Leonard Bernstein

Leonard Bernstein

Leonard Bernstein was an American composer, conductor and pianist. For much of his career, he served as a music director for the prestigious New York Philharmonic. He was also highly successful as a composer, having written the scores for Peter Pan, West Side Story, and Wonderful Town.

Leonard Bernstein was born on August 25, 1918 as Louis Bernstein in Lawrence, Massachusetts.  Due to the insistence of his parents, Louis had his name changed to Leonard at the age of fifteen. Bernstein was introduced to the world of classical music by his brother, who often took him to listen to different orchestras, thus, the young Bernstein started taking piano lessons at the onset of his teenage years. Bernstein then started studying music with Edward Burlingame Hill and Walter Piston at the Harvard University in 1935. He then started attending the Curtis Institute of Music in Philadelphia upon graduation from Harvard, where he studied conducting in great detail from the legendary Fritz Reiner. It was said that Reiner was so happy with Bernstein that the only ‘A’ grade he awarded in his career was to Bernstein.

In 1940, Bernstein attended the Boston Symphony Orchestra Summer Institute upon the recommendation of Aaron Copland. However, it was be in 1943 that the young Bernstein rocketed to fame. While he was serving as an Assistant Conductor to the New York Philharmonic, Bernstein had to conduct the orchestra without any rehearsal or former notice after the main guest conductor, Bruno Walter, called in sick. The program, which was internationally broadcasted, included the works of Franz Schubert, Richard Wagner and Miklos Rozsa, and it shot Bernstein to prominence. The result of this was that in 1945, Bernstein was appointed the Music Director of the New York City Symphony Orchestra. He also embarked upon an international conducting career; for he conducted as far as London and even Tel Aviv.

Between 1951 and 1958, Bernstein mostly served as a guest conductor for many orchestras. He is credited with conducting the premieres of Charles Ives’s Symphony No.2, the American Premiere of Tanglewood, and the world premiere of Olivier Messiaen’sTurrangalila-Symphonie”. In 1957, Bernstein was made music director of the legendary New York Philharmonic, with which he went on to tour to Europe and the Soviet Union. Bernstein continued as music director for the New York Philharmonic till 1969, after which he served the philharmonic as a laureate conductor.

Bernstein also put together a series of television shows which were known as the “Young People’s Concerts for CBS”, which was a fifty three episode educational series. The episodes were so successful that they were even premiered in foreign languages.

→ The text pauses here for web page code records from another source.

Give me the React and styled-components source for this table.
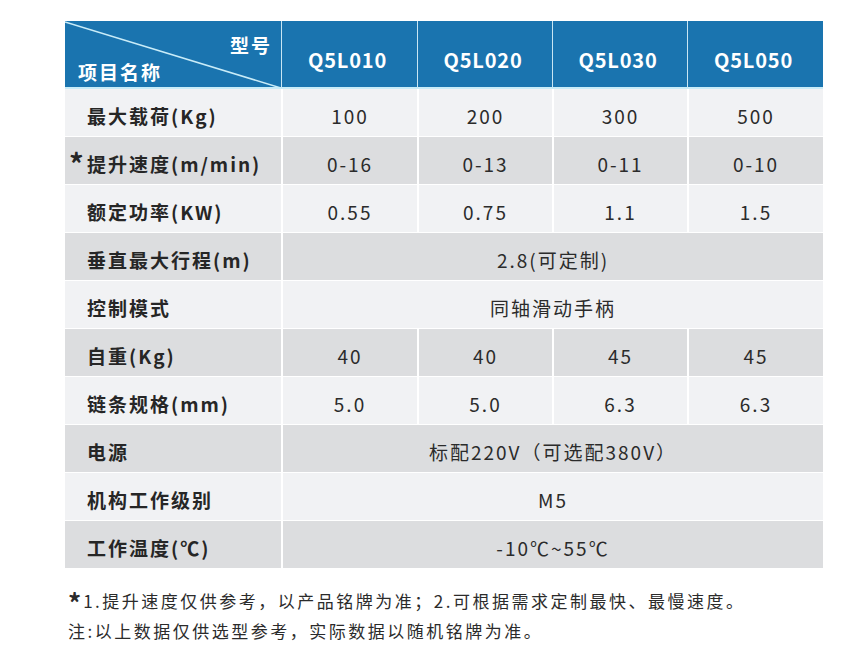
import React from "react"
import styled, { createGlobalStyle } from "styled-components"

const GlobalStyle = createGlobalStyle`
  html, body {
    margin: 0;
    padding: 0;
    background: #fff;
    font-family: "Noto Sans CJK SC", "Noto Sans", sans-serif;
    color: #2b2b2b;
  }
`

const Page = styled.div`
  width: 851px;
  height: 658px;
  padding: 21px 0 0 65px;
  box-sizing: border-box;
`

const Table = styled.div`
  width: 758px;
  display: grid;
  grid-template-columns: 216px 136px 135px 135px 136px;
`

const HeadCorner = styled.div`
  position: relative;
  height: 68px;
  background: #1a74af;
  border-bottom: 2px solid #c9ecf8;
  box-sizing: border-box;
  color: #fff;
  font-weight: 700;
  font-size: 19px;
  letter-spacing: 2px;
  overflow: hidden;
`

const Diagonal = styled.svg`
  position: absolute;
  left: 0;
  top: 0;
`

const CornerTop = styled.span`
  position: absolute;
  right: 9px;
  top: 10px;
`

const CornerBottom = styled.span`
  position: absolute;
  left: 13px;
  top: 37px;
`

const HeadCell = styled.div`
  height: 68px;
  background: #1a74af;
  border-bottom: 2px solid #c9ecf8;
  border-left: 1px solid #c9e6f3;
  box-sizing: border-box;
  color: #fff;
  font-weight: 700;
  font-size: 20px;
  letter-spacing: 0.8px;
  display: flex;
  align-items: center;
  justify-content: center;
  padding: 10px 0 0 0;
  text-indent: -4px;
`

const Label = styled.div`
  position: relative;
  height: 48px;
  background: ${(p) => (p.$dark ? "#dcdddf" : "#f1f2f4")};
  border-bottom: 1px solid #fff;
  box-sizing: border-box;
  display: flex;
  align-items: center;
  padding: 5px 0 0 22px;
  font-size: 19px;
  letter-spacing: 2px;
  font-weight: 700;
  color: #262626;
`

const Star = styled.span`
  position: absolute;
  left: 4px;
  top: 4px;
  font-size: 29px;
  font-weight: 700;
`

const Cell = styled.div`
  grid-column: span ${(p) => p.$span || 1};
  height: 48px;
  background: ${(p) => (p.$dark ? "#dcdddf" : "#f1f2f4")};
  border-bottom: 1px solid #fff;
  border-left: 2px solid #fff;
  box-sizing: border-box;
  display: flex;
  align-items: center;
  justify-content: center;
  padding-top: 5px;
  font-size: 19px;
  letter-spacing: 2px;
  color: #2b2b2b;
`

const Notes = styled.div`
  margin-top: 17px;
  margin-left: 3px;
  font-size: 17px;
  line-height: 29px;
  color: #2b2b2b;
  letter-spacing: 2.5px;
`

const NoteStar = styled.span`
  font-size: 26px;
  font-weight: 700;
  vertical-align: -5px;
  letter-spacing: 0;
  margin-right: 2px;
`

const models = ["Q5L010", "Q5L020", "Q5L030", "Q5L050"]

const rows = [
  { label: "最大载荷(Kg)", values: ["100", "200", "300", "500"] },
  { label: "提升速度(m/min)", star: true, values: ["0-16", "0-13", "0-11", "0-10"] },
  { label: "额定功率(KW)", values: ["0.55", "0.75", "1.1", "1.5"] },
  { label: "垂直最大行程(m)", all: "2.8(可定制)" },
  { label: "控制模式", all: "同轴滑动手柄" },
  { label: "自重(Kg)", values: ["40", "40", "45", "45"] },
  { label: "链条规格(mm)", values: ["5.0", "5.0", "6.3", "6.3"] },
  { label: "电源", all: "标配220V（可选配380V）" },
  { label: "机构工作级别", all: "M5" },
  { label: "工作温度(℃)", all: "-10℃~55℃" },
]

export default function App() {
  return (
    <Page>
      <GlobalStyle />
      <Table>
        <HeadCorner>
          <Diagonal width="216" height="68">
            <line x1="0" y1="1" x2="216" y2="67" stroke="#c9ecf8" strokeWidth="1.5" />
          </Diagonal>
          <CornerTop>型号</CornerTop>
          <CornerBottom>项目名称</CornerBottom>
        </HeadCorner>
        {models.map((m) => (
          <HeadCell key={m}>{m}</HeadCell>
        ))}
        {rows.map((r, i) => {
          const dark = i % 2 === 1
          return (
            <React.Fragment key={r.label}>
              <Label $dark={dark}>
                {r.star && <Star>*</Star>}
                {r.label}
              </Label>
              {r.all ? (
                <Cell $dark={dark} $span={4}>
                  {r.all}
                </Cell>
              ) : (
                r.values.map((v, j) => (
                  <Cell key={j} $dark={dark}>
                    {v}
                  </Cell>
                ))
              )}
            </React.Fragment>
          )
        })}
      </Table>
      <Notes>
        <div>
          <NoteStar>*</NoteStar>1.提升速度仅供参考，以产品铭牌为准；2.可根据需求定制最快、最慢速度。
        </div>
        <div>注:以上数据仅供选型参考，实际数据以随机铭牌为准。</div>
      </Notes>
    </Page>
  )
}
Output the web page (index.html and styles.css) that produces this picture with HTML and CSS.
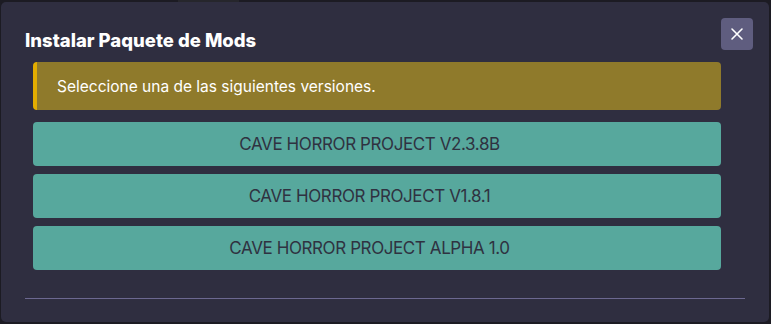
FILE: index.html
```html
<!DOCTYPE html>
<html lang="es">
<head>
    <meta charset="UTF-8">
    <meta name="viewport" content="width=device-width, initial-scale=1.0">
    <title>Instalar Paquete de Mods</title>
    <link rel="stylesheet" href="styles.css">
</head>
<body>
    <div class="top-tab"></div>
    <div class="modal">
        <header class="modal-header">
            <h1>Instalar Paquete de Mods</h1>
            <button class="close-btn" aria-label="Cerrar">
                <svg width="14" height="14" viewBox="0 0 14 14">
                    <path d="M2 2 L12 12 M12 2 L2 12" stroke="#fff" stroke-width="1.6" stroke-linecap="round"/>
                </svg>
            </button>
        </header>

        <div class="modal-body">
            <div class="alert">Seleccione una de las siguientes versiones.</div>
            <div class="versions">
                <button class="version-btn">Cave Horror Project V2.3.8B</button>
                <button class="version-btn">Cave Horror Project V1.8.1</button>
                <button class="version-btn">Cave Horror Project Alpha 1.0</button>
            </div>
        </div>

        <div class="modal-footer"></div>
    </div>
</body>
</html>
```

FILE: styles.css
```css
:root {
    --page: #1c1b23;
    --modal: #2f2e40;
    --close: #5f5d7f;
    --alert: #8f7a2b;
    --alert-edge: #e3ad00;
    --teal: #57a89d;
    --ink: #2f3241;
    --line: #6c6890;
}

* {
    margin: 0;
    padding: 0;
    box-sizing: border-box;
}

body {
    background-color: var(--page);
    font-family: Inter, "Noto Sans", sans-serif;
    width: 771px;
    height: 324px;
    overflow: hidden;
    position: relative;
}

.top-tab {
    position: absolute;
    top: 0;
    left: 178px;
    width: 61px;
    height: 2px;
    background: #26262c;
}

.modal {
    margin: 2px 2px 2px 1px;
    height: 320px;
    background-color: var(--modal);
    border-radius: 5px;
    display: flex;
    flex-direction: column;
}

.modal-header {
    display: flex;
    justify-content: space-between;
    align-items: flex-start;
    padding: 16px 16px 0 24px;
}

.modal-header h1 {
    font-size: 18.5px;
    font-weight: 800;
    line-height: 20px;
    color: #fff;
    margin-top: 12px;
}

.close-btn {
    width: 32px;
    height: 32px;
    border: none;
    border-radius: 4px;
    background-color: var(--close);
    display: flex;
    align-items: center;
    justify-content: center;
    cursor: pointer;
}

.modal-body {
    padding: 12px 48px 0 32px;
}

.alert {
    height: 48px;
    display: flex;
    align-items: center;
    padding-left: 20px;
    background-color: var(--alert);
    border-left: 4px solid var(--alert-edge);
    border-radius: 4px;
    color: #fff;
    font-size: 15.5px;
}

.versions {
    display: flex;
    flex-direction: column;
    gap: 8px;
    margin-top: 12px;
}

.version-btn {
    height: 44px;
    padding-right: 15px;
    border: none;
    border-radius: 4px;
    background-color: var(--teal);
    color: var(--ink);
    font-family: inherit;
    font-size: 17px;
    letter-spacing: -0.4px;
    text-transform: uppercase;
    cursor: pointer;
}

.modal-footer {
    margin: 28px 24px 0 24px;
    border-top: 1px solid var(--line);
}
```
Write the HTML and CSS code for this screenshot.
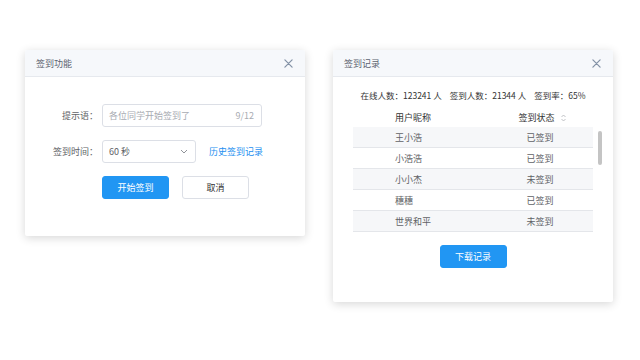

Bernstein was also highly renowned for his compositions. His 1957 musical “West Side Story” was a Broadway classic which ran for more than seven hundred performances at the famous Winter Garden Theatre at its first running. It also ran at the famous London West End Theatres for a total of one thousand and thirty nine performances. His other broadway productions included an adaptation of J.M. Barrie’s Peter Pan, and Joseph A. Fields’s Wonderful Town, among others.

Leonard Bernstein died on October 14, 1990, five days after he announced his retirement from conducting. He was seventy two at the time.